- AIM OF THE EXERCISE -
In this exercise, return the whole listing exactly, excluding any images.

- SOURCE EXCERPT -
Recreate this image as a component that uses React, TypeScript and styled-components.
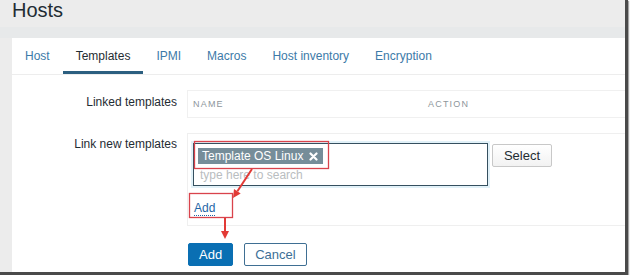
import React from 'react';
import styled, { createGlobalStyle } from 'styled-components';

const GlobalStyle = createGlobalStyle`
  body {
    margin: 0;
    background: #fff;
    font-family: 'Liberation Sans', Arial, sans-serif;
  }
`;

const Frame = styled.div`
  position: relative;
  width: 625px;
  height: 272px;
  display: flex;
  flex-direction: column;
  background: #ececec;
  border-right: 3px solid #4a4a4a;
  border-bottom: 3px solid #4a4a4a;
  box-shadow: 1px 1px 1px rgba(0, 0, 0, 0.35);
  overflow: hidden;
`;

const Title = styled.h1`
  margin: 0;
  height: 27px;
  padding-left: 12px;
  font-size: 20px;
  line-height: 20px;
  font-weight: normal;
  color: #1f2c33;
`;

const Strip = styled.div`
  height: 11px;
  background: #e7e9ea;
`;

const Panel = styled.div`
  flex: 1;
  margin-left: 12px;
  background: #fff;
`;

const TabBar = styled.div`
  display: flex;
  height: 36px;
  border-bottom: 1px solid #ededed;
`;

const Tab = styled.div<{ $active?: boolean }>`
  display: flex;
  align-items: center;
  box-sizing: border-box;
  height: 36px;
  padding: 3px 13px 0;
  font-size: 12px;
  color: ${(props) => (props.$active ? '#1f2c33' : '#3c7aa8')};
  border-bottom: 3px solid ${(props) => (props.$active ? '#2c5f80' : 'transparent')};
`;

const Form = styled.div`
  display: grid;
  grid-template-columns: 165px 1fr;
  column-gap: 10px;
  row-gap: 15px;
  padding-top: 15px;
`;

const Label = styled.div<{ $top: number }>`
  text-align: right;
  font-size: 12px;
  line-height: 18px;
  padding-top: ${(props) => props.$top}px;
  color: #1f2c33;
`;

const LinkedTable = styled.div`
  display: grid;
  grid-template-columns: 235px 1fr;
  align-items: center;
  height: 26px;
  border: 1px solid #f0f0f0;
  border-right: none;
`;

const HeaderCell = styled.div`
  padding-left: 5px;
  font-size: 9px;
  letter-spacing: 1.2px;
  text-transform: uppercase;
  color: #8d969b;
`;

const NewBox = styled.div`
  border: 1px solid #efefef;
  border-right: none;
  padding: 9px 0 9px 5px;
`;

const PickerRow = styled.div`
  display: flex;
  align-items: flex-start;
  gap: 4px;
`;

const MultiSelect = styled.div`
  box-sizing: border-box;
  width: 295px;
  height: 43px;
  display: flex;
  flex-direction: column;
  align-items: flex-start;
  padding: 4px 4px 2px;
  border: 1px solid #35505f;
  box-shadow: 0 0 0 2px #e1f1f8;
`;

const Tag = styled.span`
  display: inline-flex;
  align-items: center;
  gap: 6px;
  height: 16px;
  padding: 0 5px 0 4px;
  background: #768d99;
  color: #fff;
  font-size: 12px;
  line-height: 16px;
`;

const Placeholder = styled.span`
  margin-top: 3px;
  padding-left: 2px;
  font-size: 12px;
  line-height: 16px;
  color: #b9bdc0;
`;

const SelectButton = styled.button`
  margin-top: 1px;
  width: 60px;
  height: 23px;
  padding: 0;
  border: 1px solid #c8c8c8;
  border-radius: 2px;
  background: linear-gradient(#ffffff, #f2f2f2);
  font-family: inherit;
  font-size: 13px;
  color: #1f2c33;
`;

const AddLinkRow = styled.div`
  margin-top: 12px;
  padding-left: 1px;
`;

const AddLink = styled.span`
  display: inline-block;
  font-size: 12px;
  line-height: 14px;
  color: #1f65a6;
  border-bottom: 1px dotted #1f65a6;
`;

const ButtonRow = styled.div`
  grid-column: 2;
  display: flex;
  gap: 11px;
  margin-top: 2px;
  padding-left: 1px;
`;

const Button = styled.button<{ $primary?: boolean }>`
  height: 23px;
  padding: 0 10px;
  border-radius: 2px;
  font-family: inherit;
  font-size: 13px;
  border: 1px solid ${(props) => (props.$primary ? '#0a6fb3' : '#3f6f93')};
  background: ${(props) => (props.$primary ? '#0a6fb3' : '#fff')};
  color: ${(props) => (props.$primary ? '#fff' : '#3d6f96')};
`;

const Annotations = styled.svg`
  position: absolute;
  left: 0;
  top: 0;
  pointer-events: none;
`;

const RemoveIcon = () => (
  <svg width="9" height="9" viewBox="0 0 9 9">
    <path d="M1.5 1.5 L7.5 7.5 M7.5 1.5 L1.5 7.5" stroke="#fff" strokeWidth="2.2" strokeLinecap="round" />
  </svg>
);

const App = () => {
  const tabs = ['Host', 'Templates', 'IPMI', 'Macros', 'Host inventory', 'Encryption'];

  return (
    <>
      <GlobalStyle />
      <Frame>
        <Title>Hosts</Title>
        <Strip />
        <Panel>
          <TabBar>
            {tabs.map((tab) => (
              <Tab key={tab} $active={tab === 'Templates'}>
                {tab}
              </Tab>
            ))}
          </TabBar>
          <Form>
            <Label $top={3}>Linked templates</Label>
            <LinkedTable>
              <HeaderCell>Name</HeaderCell>
              <HeaderCell>Action</HeaderCell>
            </LinkedTable>

            <Label $top={2}>Link new templates</Label>
            <NewBox>
              <PickerRow>
                <MultiSelect>
                  <Tag>
                    Template OS Linux
                    <RemoveIcon />
                  </Tag>
                  <Placeholder>type here to search</Placeholder>
                </MultiSelect>
                <SelectButton>Select</SelectButton>
              </PickerRow>
              <AddLinkRow>
                <AddLink>Add</AddLink>
              </AddLinkRow>
            </NewBox>

            <ButtonRow>
              <Button $primary>Add</Button>
              <Button>Cancel</Button>
            </ButtonRow>
          </Form>
        </Panel>

        <Annotations width="625" height="272">
          <rect x="194.5" y="141.5" width="134" height="27" fill="none" stroke="#d9434c" strokeWidth="1.3" />
          <rect x="189.5" y="193.5" width="43" height="24" fill="none" stroke="#d9434c" strokeWidth="1.3" />
          <line x1="252" y1="169" x2="237.4" y2="191.3" stroke="#e23a36" strokeWidth="2" />
          <polygon points="233,198 240.7,193.5 234,189.1" fill="#e23a36" />
          <line x1="225" y1="218" x2="225" y2="231" stroke="#e23a36" strokeWidth="2" />
          <polygon points="225,239 221,231 229,231" fill="#e23a36" />
        </Annotations>
      </Frame>
    </>
  );
};

export default App;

- WRITTEN SOLUTION -
Recreate this image as a component that uses React, TypeScript and styled-components.
import React from 'react';
import styled, { createGlobalStyle } from 'styled-components';

const GlobalStyle = createGlobalStyle`
  body {
    margin: 0;
    background: #fff;
    font-family: 'Liberation Sans', Arial, sans-serif;
  }
`;

const Frame = styled.div`
  position: relative;
  width: 625px;
  height: 272px;
  display: flex;
  flex-direction: column;
  background: #ececec;
  border-right: 3px solid #4a4a4a;
  border-bottom: 3px solid #4a4a4a;
  box-shadow: 1px 1px 1px rgba(0, 0, 0, 0.35);
  overflow: hidden;
`;

const Title = styled.h1`
  margin: 0;
  height: 27px;
  padding-left: 12px;
  font-size: 20px;
  line-height: 20px;
  font-weight: normal;
  color: #1f2c33;
`;

const Strip = styled.div`
  height: 11px;
  background: #e7e9ea;
`;

const Panel = styled.div`
  flex: 1;
  margin-left: 12px;
  background: #fff;
`;

const TabBar = styled.div`
  display: flex;
  height: 36px;
  border-bottom: 1px solid #ededed;
`;

const Tab = styled.div<{ $active?: boolean }>`
  display: flex;
  align-items: center;
  box-sizing: border-box;
  height: 36px;
  padding: 3px 13px 0;
  font-size: 12px;
  color: ${(props) => (props.$active ? '#1f2c33' : '#3c7aa8')};
  border-bottom: 3px solid ${(props) => (props.$active ? '#2c5f80' : 'transparent')};
`;

const Form = styled.div`
  display: grid;
  grid-template-columns: 165px 1fr;
  column-gap: 10px;
  row-gap: 15px;
  padding-top: 15px;
`;

const Label = styled.div<{ $top: number }>`
  text-align: right;
  font-size: 12px;
  line-height: 18px;
  padding-top: ${(props) => props.$top}px;
  color: #1f2c33;
`;

const LinkedTable = styled.div`
  display: grid;
  grid-template-columns: 235px 1fr;
  align-items: center;
  height: 26px;
  border: 1px solid #f0f0f0;
  border-right: none;
`;

const HeaderCell = styled.div`
  padding-left: 5px;
  font-size: 9px;
  letter-spacing: 1.2px;
  text-transform: uppercase;
  color: #8d969b;
`;

const NewBox = styled.div`
  border: 1px solid #efefef;
  border-right: none;
  padding: 9px 0 9px 5px;
`;

const PickerRow = styled.div`
  display: flex;
  align-items: flex-start;
  gap: 4px;
`;

const MultiSelect = styled.div`
  box-sizing: border-box;
  width: 295px;
  height: 43px;
  display: flex;
  flex-direction: column;
  align-items: flex-start;
  padding: 4px 4px 2px;
  border: 1px solid #35505f;
  box-shadow: 0 0 0 2px #e1f1f8;
`;

const Tag = styled.span`
  display: inline-flex;
  align-items: center;
  gap: 6px;
  height: 16px;
  padding: 0 5px 0 4px;
  background: #768d99;
  color: #fff;
  font-size: 12px;
  line-height: 16px;
`;

const Placeholder = styled.span`
  margin-top: 3px;
  padding-left: 2px;
  font-size: 12px;
  line-height: 16px;
  color: #b9bdc0;
`;

const SelectButton = styled.button`
  margin-top: 1px;
  width: 60px;
  height: 23px;
  padding: 0;
  border: 1px solid #c8c8c8;
  border-radius: 2px;
  background: linear-gradient(#ffffff, #f2f2f2);
  font-family: inherit;
  font-size: 13px;
  color: #1f2c33;
`;

const AddLinkRow = styled.div`
  margin-top: 12px;
  padding-left: 1px;
`;

const AddLink = styled.span`
  display: inline-block;
  font-size: 12px;
  line-height: 14px;
  color: #1f65a6;
  border-bottom: 1px dotted #1f65a6;
`;

const ButtonRow = styled.div`
  grid-column: 2;
  display: flex;
  gap: 11px;
  margin-top: 2px;
  padding-left: 1px;
`;

const Button = styled.button<{ $primary?: boolean }>`
  height: 23px;
  padding: 0 10px;
  border-radius: 2px;
  font-family: inherit;
  font-size: 13px;
  border: 1px solid ${(props) => (props.$primary ? '#0a6fb3' : '#3f6f93')};
  background: ${(props) => (props.$primary ? '#0a6fb3' : '#fff')};
  color: ${(props) => (props.$primary ? '#fff' : '#3d6f96')};
`;

const Annotations = styled.svg`
  position: absolute;
  left: 0;
  top: 0;
  pointer-events: none;
`;

const RemoveIcon = () => (
  <svg width="9" height="9" viewBox="0 0 9 9">
    <path d="M1.5 1.5 L7.5 7.5 M7.5 1.5 L1.5 7.5" stroke="#fff" strokeWidth="2.2" strokeLinecap="round" />
  </svg>
);

const App = () => {
  const tabs = ['Host', 'Templates', 'IPMI', 'Macros', 'Host inventory', 'Encryption'];

  return (
    <>
      <GlobalStyle />
      <Frame>
        <Title>Hosts</Title>
        <Strip />
        <Panel>
          <TabBar>
            {tabs.map((tab) => (
              <Tab key={tab} $active={tab === 'Templates'}>
                {tab}
              </Tab>
            ))}
          </TabBar>
          <Form>
            <Label $top={3}>Linked templates</Label>
            <LinkedTable>
              <HeaderCell>Name</HeaderCell>
              <HeaderCell>Action</HeaderCell>
            </LinkedTable>

            <Label $top={2}>Link new templates</Label>
            <NewBox>
              <PickerRow>
                <MultiSelect>
                  <Tag>
                    Template OS Linux
                    <RemoveIcon />
                  </Tag>
                  <Placeholder>type here to search</Placeholder>
                </MultiSelect>
                <SelectButton>Select</SelectButton>
              </PickerRow>
              <AddLinkRow>
                <AddLink>Add</AddLink>
              </AddLinkRow>
            </NewBox>

            <ButtonRow>
              <Button $primary>Add</Button>
              <Button>Cancel</Button>
            </ButtonRow>
          </Form>
        </Panel>

        <Annotations width="625" height="272">
          <rect x="194.5" y="141.5" width="134" height="27" fill="none" stroke="#d9434c" strokeWidth="1.3" />
          <rect x="189.5" y="193.5" width="43" height="24" fill="none" stroke="#d9434c" strokeWidth="1.3" />
          <line x1="252" y1="169" x2="237.4" y2="191.3" stroke="#e23a36" strokeWidth="2" />
          <polygon points="233,198 240.7,193.5 234,189.1" fill="#e23a36" />
          <line x1="225" y1="218" x2="225" y2="231" stroke="#e23a36" strokeWidth="2" />
          <polygon points="225,239 221,231 229,231" fill="#e23a36" />
        </Annotations>
      </Frame>
    </>
  );
};

export default App;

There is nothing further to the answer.